Supplied information:
# # # # #

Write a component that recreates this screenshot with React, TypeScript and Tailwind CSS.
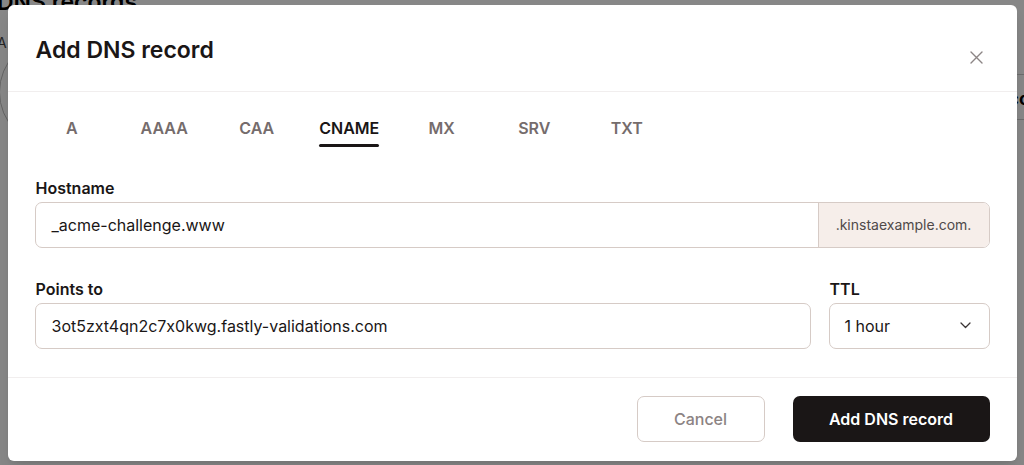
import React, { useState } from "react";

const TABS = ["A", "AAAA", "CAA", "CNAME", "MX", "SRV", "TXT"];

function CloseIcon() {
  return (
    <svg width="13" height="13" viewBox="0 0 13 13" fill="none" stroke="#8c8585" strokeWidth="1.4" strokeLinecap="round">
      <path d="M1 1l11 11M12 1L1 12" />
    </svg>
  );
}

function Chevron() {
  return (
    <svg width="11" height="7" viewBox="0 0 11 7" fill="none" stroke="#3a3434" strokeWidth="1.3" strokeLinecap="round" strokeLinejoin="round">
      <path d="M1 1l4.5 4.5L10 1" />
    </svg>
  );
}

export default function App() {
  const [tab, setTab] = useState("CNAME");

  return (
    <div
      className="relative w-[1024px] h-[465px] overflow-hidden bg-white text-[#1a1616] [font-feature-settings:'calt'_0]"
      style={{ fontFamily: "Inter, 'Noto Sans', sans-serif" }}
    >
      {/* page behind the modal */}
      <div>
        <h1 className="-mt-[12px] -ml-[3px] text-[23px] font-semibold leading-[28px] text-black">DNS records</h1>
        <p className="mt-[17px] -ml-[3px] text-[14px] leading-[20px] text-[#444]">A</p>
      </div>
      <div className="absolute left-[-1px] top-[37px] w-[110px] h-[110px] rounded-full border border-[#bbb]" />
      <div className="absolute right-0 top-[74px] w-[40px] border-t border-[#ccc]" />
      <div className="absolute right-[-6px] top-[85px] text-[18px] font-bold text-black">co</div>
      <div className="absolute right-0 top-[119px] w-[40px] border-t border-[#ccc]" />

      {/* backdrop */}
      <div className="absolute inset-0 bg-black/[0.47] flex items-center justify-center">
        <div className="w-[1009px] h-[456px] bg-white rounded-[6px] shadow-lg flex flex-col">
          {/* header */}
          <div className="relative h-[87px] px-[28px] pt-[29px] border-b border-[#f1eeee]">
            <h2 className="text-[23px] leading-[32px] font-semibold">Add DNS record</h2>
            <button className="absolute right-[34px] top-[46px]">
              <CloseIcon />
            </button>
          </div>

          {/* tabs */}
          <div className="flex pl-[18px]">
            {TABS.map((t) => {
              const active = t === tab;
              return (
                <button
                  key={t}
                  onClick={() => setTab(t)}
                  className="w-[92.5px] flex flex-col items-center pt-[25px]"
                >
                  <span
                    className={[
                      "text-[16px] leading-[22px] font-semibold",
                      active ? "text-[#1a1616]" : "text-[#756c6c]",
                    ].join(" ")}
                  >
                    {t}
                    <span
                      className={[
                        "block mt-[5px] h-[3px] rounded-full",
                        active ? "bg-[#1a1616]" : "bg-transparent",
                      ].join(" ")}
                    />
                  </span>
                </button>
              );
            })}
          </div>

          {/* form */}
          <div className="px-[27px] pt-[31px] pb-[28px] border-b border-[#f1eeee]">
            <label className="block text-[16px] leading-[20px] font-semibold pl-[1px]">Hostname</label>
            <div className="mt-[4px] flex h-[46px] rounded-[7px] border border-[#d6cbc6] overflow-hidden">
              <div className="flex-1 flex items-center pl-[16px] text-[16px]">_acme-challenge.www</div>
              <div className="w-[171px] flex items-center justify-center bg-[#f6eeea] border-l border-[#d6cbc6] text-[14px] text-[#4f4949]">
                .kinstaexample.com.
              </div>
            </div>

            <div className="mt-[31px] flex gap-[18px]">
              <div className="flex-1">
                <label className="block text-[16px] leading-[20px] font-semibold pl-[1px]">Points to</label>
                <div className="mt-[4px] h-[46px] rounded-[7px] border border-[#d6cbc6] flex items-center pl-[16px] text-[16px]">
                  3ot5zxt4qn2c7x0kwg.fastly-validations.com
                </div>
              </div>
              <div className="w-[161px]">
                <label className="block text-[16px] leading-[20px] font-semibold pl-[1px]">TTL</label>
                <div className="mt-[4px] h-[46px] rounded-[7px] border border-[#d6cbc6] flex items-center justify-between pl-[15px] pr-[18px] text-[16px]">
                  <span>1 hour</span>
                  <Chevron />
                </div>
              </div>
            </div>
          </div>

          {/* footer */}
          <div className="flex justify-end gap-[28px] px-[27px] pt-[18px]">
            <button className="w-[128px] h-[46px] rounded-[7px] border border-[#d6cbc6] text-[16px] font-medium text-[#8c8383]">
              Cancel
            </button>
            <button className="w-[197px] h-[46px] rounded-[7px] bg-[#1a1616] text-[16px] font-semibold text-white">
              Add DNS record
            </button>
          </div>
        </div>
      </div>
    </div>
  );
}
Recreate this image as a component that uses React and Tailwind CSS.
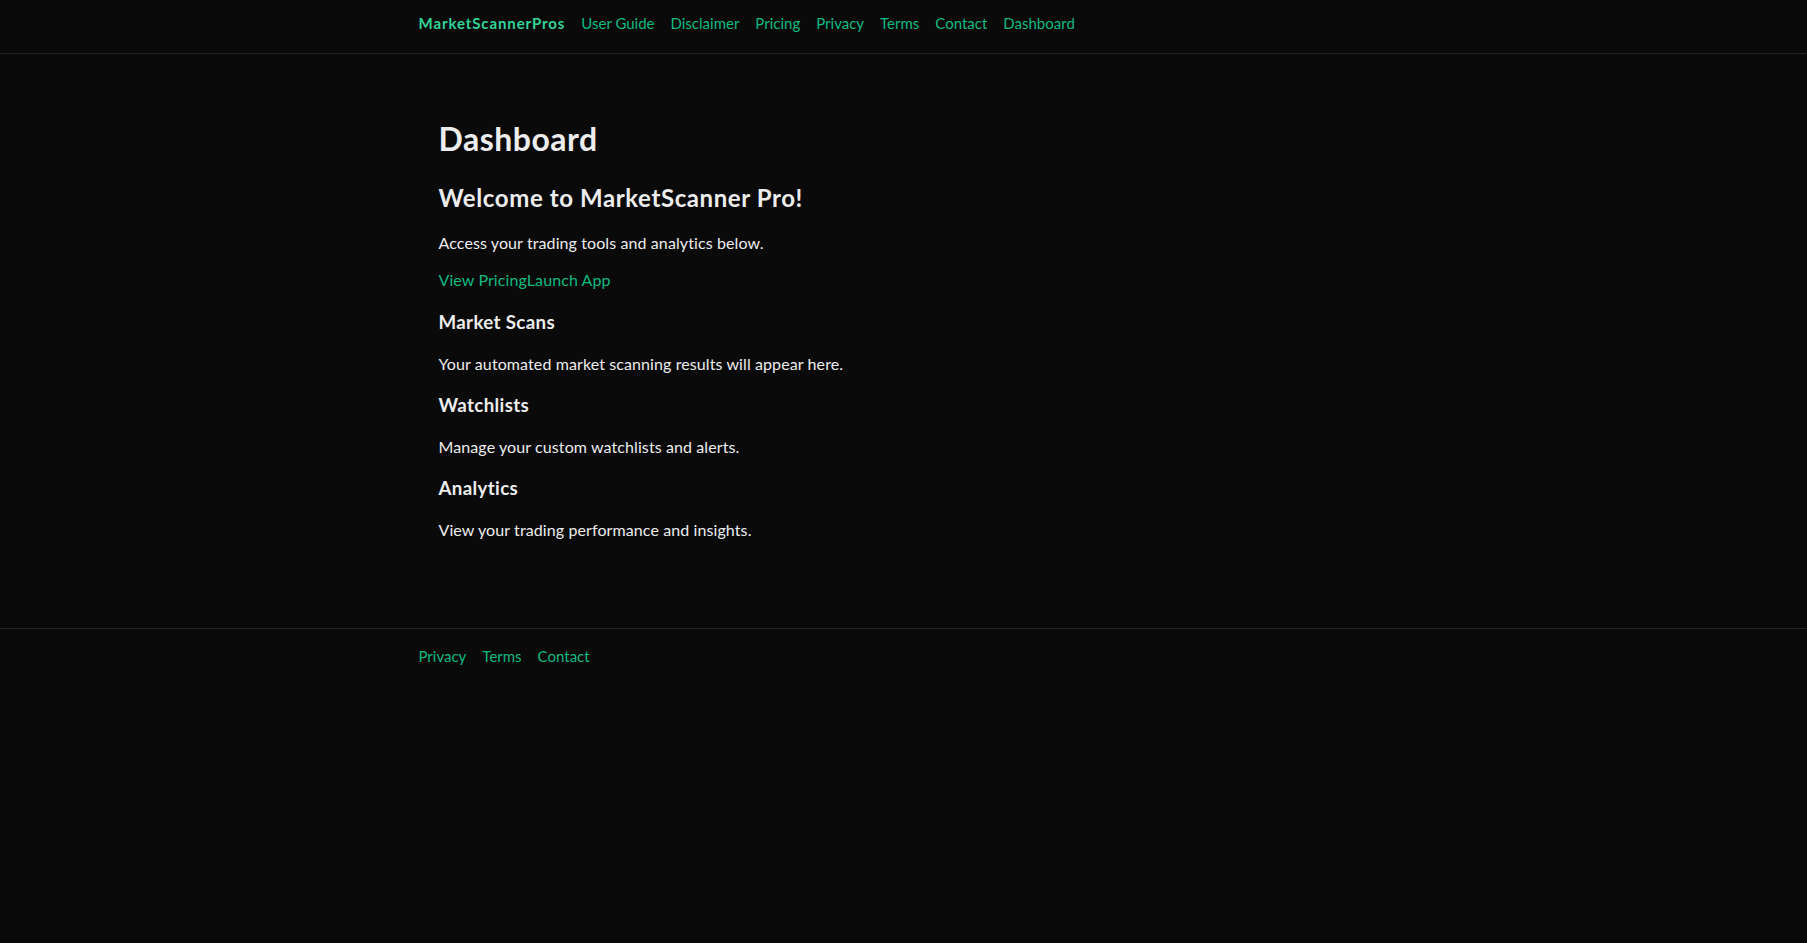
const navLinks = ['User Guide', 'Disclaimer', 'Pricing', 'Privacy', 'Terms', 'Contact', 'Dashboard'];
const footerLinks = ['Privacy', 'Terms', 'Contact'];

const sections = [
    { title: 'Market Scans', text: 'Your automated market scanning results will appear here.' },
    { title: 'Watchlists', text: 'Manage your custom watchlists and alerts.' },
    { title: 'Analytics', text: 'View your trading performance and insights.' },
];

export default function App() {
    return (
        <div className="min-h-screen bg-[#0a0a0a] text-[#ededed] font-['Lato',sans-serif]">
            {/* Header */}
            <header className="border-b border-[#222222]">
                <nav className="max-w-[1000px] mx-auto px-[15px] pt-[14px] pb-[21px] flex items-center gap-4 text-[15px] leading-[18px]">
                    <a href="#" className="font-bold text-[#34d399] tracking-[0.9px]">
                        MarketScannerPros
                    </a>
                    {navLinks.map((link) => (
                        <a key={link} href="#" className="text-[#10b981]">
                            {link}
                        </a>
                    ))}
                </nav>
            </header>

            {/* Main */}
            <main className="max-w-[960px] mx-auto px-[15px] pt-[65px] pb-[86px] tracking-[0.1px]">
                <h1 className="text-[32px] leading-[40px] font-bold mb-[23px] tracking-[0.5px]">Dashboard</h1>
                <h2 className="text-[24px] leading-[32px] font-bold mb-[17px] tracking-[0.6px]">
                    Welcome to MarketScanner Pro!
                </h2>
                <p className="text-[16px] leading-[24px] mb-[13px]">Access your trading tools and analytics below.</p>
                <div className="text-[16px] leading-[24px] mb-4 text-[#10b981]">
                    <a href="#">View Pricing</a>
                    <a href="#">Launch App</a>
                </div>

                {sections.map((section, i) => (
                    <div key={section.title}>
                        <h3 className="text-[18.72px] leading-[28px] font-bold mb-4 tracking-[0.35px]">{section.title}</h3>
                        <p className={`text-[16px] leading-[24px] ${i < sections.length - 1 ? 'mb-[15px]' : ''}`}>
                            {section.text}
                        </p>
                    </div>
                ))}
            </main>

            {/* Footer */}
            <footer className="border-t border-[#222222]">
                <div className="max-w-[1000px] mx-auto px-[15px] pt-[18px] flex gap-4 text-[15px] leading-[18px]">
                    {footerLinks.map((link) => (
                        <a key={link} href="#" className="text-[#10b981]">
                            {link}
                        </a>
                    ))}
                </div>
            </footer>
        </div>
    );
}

# # # # #

Copy out each line word for word, please, skipping the images.

Write a component that recreates this screenshot with React, TypeScript and Tailwind CSS.
import React, { useState } from "react";

const TABS = ["A", "AAAA", "CAA", "CNAME", "MX", "SRV", "TXT"];

function CloseIcon() {
  return (
    <svg width="13" height="13" viewBox="0 0 13 13" fill="none" stroke="#8c8585" strokeWidth="1.4" strokeLinecap="round">
      <path d="M1 1l11 11M12 1L1 12" />
    </svg>
  );
}

function Chevron() {
  return (
    <svg width="11" height="7" viewBox="0 0 11 7" fill="none" stroke="#3a3434" strokeWidth="1.3" strokeLinecap="round" strokeLinejoin="round">
      <path d="M1 1l4.5 4.5L10 1" />
    </svg>
  );
}

export default function App() {
  const [tab, setTab] = useState("CNAME");

  return (
    <div
      className="relative w-[1024px] h-[465px] overflow-hidden bg-white text-[#1a1616] [font-feature-settings:'calt'_0]"
      style={{ fontFamily: "Inter, 'Noto Sans', sans-serif" }}
    >
      {/* page behind the modal */}
      <div>
        <h1 className="-mt-[12px] -ml-[3px] text-[23px] font-semibold leading-[28px] text-black">DNS records</h1>
        <p className="mt-[17px] -ml-[3px] text-[14px] leading-[20px] text-[#444]">A</p>
      </div>
      <div className="absolute left-[-1px] top-[37px] w-[110px] h-[110px] rounded-full border border-[#bbb]" />
      <div className="absolute right-0 top-[74px] w-[40px] border-t border-[#ccc]" />
      <div className="absolute right-[-6px] top-[85px] text-[18px] font-bold text-black">co</div>
      <div className="absolute right-0 top-[119px] w-[40px] border-t border-[#ccc]" />

      {/* backdrop */}
      <div className="absolute inset-0 bg-black/[0.47] flex items-center justify-center">
        <div className="w-[1009px] h-[456px] bg-white rounded-[6px] shadow-lg flex flex-col">
          {/* header */}
          <div className="relative h-[87px] px-[28px] pt-[29px] border-b border-[#f1eeee]">
            <h2 className="text-[23px] leading-[32px] font-semibold">Add DNS record</h2>
            <button className="absolute right-[34px] top-[46px]">
              <CloseIcon />
            </button>
          </div>

          {/* tabs */}
          <div className="flex pl-[18px]">
            {TABS.map((t) => {
              const active = t === tab;
              return (
                <button
                  key={t}
                  onClick={() => setTab(t)}
                  className="w-[92.5px] flex flex-col items-center pt-[25px]"
                >
                  <span
                    className={[
                      "text-[16px] leading-[22px] font-semibold",
                      active ? "text-[#1a1616]" : "text-[#756c6c]",
                    ].join(" ")}
                  >
                    {t}
                    <span
                      className={[
                        "block mt-[5px] h-[3px] rounded-full",
                        active ? "bg-[#1a1616]" : "bg-transparent",
                      ].join(" ")}
                    />
                  </span>
                </button>
              );
            })}
          </div>

          {/* form */}
          <div className="px-[27px] pt-[31px] pb-[28px] border-b border-[#f1eeee]">
            <label className="block text-[16px] leading-[20px] font-semibold pl-[1px]">Hostname</label>
            <div className="mt-[4px] flex h-[46px] rounded-[7px] border border-[#d6cbc6] overflow-hidden">
              <div className="flex-1 flex items-center pl-[16px] text-[16px]">_acme-challenge.www</div>
              <div className="w-[171px] flex items-center justify-center bg-[#f6eeea] border-l border-[#d6cbc6] text-[14px] text-[#4f4949]">
                .kinstaexample.com.
              </div>
            </div>

            <div className="mt-[31px] flex gap-[18px]">
              <div className="flex-1">
                <label className="block text-[16px] leading-[20px] font-semibold pl-[1px]">Points to</label>
                <div className="mt-[4px] h-[46px] rounded-[7px] border border-[#d6cbc6] flex items-center pl-[16px] text-[16px]">
                  3ot5zxt4qn2c7x0kwg.fastly-validations.com
                </div>
              </div>
              <div className="w-[161px]">
                <label className="block text-[16px] leading-[20px] font-semibold pl-[1px]">TTL</label>
                <div className="mt-[4px] h-[46px] rounded-[7px] border border-[#d6cbc6] flex items-center justify-between pl-[15px] pr-[18px] text-[16px]">
                  <span>1 hour</span>
                  <Chevron />
                </div>
              </div>
            </div>
          </div>

          {/* footer */}
          <div className="flex justify-end gap-[28px] px-[27px] pt-[18px]">
            <button className="w-[128px] h-[46px] rounded-[7px] border border-[#d6cbc6] text-[16px] font-medium text-[#8c8383]">
              Cancel
            </button>
            <button className="w-[197px] h-[46px] rounded-[7px] bg-[#1a1616] text-[16px] font-semibold text-white">
              Add DNS record
            </button>
          </div>
        </div>
      </div>
    </div>
  );
}
Recreate this image as a component that uses React and Tailwind CSS.
const navLinks = ['User Guide', 'Disclaimer', 'Pricing', 'Privacy', 'Terms', 'Contact', 'Dashboard'];
const footerLinks = ['Privacy', 'Terms', 'Contact'];

const sections = [
    { title: 'Market Scans', text: 'Your automated market scanning results will appear here.' },
    { title: 'Watchlists', text: 'Manage your custom watchlists and alerts.' },
    { title: 'Analytics', text: 'View your trading performance and insights.' },
];

export default function App() {
    return (
        <div className="min-h-screen bg-[#0a0a0a] text-[#ededed] font-['Lato',sans-serif]">
            {/* Header */}
            <header className="border-b border-[#222222]">
                <nav className="max-w-[1000px] mx-auto px-[15px] pt-[14px] pb-[21px] flex items-center gap-4 text-[15px] leading-[18px]">
                    <a href="#" className="font-bold text-[#34d399] tracking-[0.9px]">
                        MarketScannerPros
                    </a>
                    {navLinks.map((link) => (
                        <a key={link} href="#" className="text-[#10b981]">
                            {link}
                        </a>
                    ))}
                </nav>
            </header>

            {/* Main */}
            <main className="max-w-[960px] mx-auto px-[15px] pt-[65px] pb-[86px] tracking-[0.1px]">
                <h1 className="text-[32px] leading-[40px] font-bold mb-[23px] tracking-[0.5px]">Dashboard</h1>
                <h2 className="text-[24px] leading-[32px] font-bold mb-[17px] tracking-[0.6px]">
                    Welcome to MarketScanner Pro!
                </h2>
                <p className="text-[16px] leading-[24px] mb-[13px]">Access your trading tools and analytics below.</p>
                <div className="text-[16px] leading-[24px] mb-4 text-[#10b981]">
                    <a href="#">View Pricing</a>
                    <a href="#">Launch App</a>
                </div>

                {sections.map((section, i) => (
                    <div key={section.title}>
                        <h3 className="text-[18.72px] leading-[28px] font-bold mb-4 tracking-[0.35px]">{section.title}</h3>
                        <p className={`text-[16px] leading-[24px] ${i < sections.length - 1 ? 'mb-[15px]' : ''}`}>
                            {section.text}
                        </p>
                    </div>
                ))}
            </main>

            {/* Footer */}
            <footer className="border-t border-[#222222]">
                <div className="max-w-[1000px] mx-auto px-[15px] pt-[18px] flex gap-4 text-[15px] leading-[18px]">
                    {footerLinks.map((link) => (
                        <a key={link} href="#" className="text-[#10b981]">
                            {link}
                        </a>
                    ))}
                </div>
            </footer>
        </div>
    );
}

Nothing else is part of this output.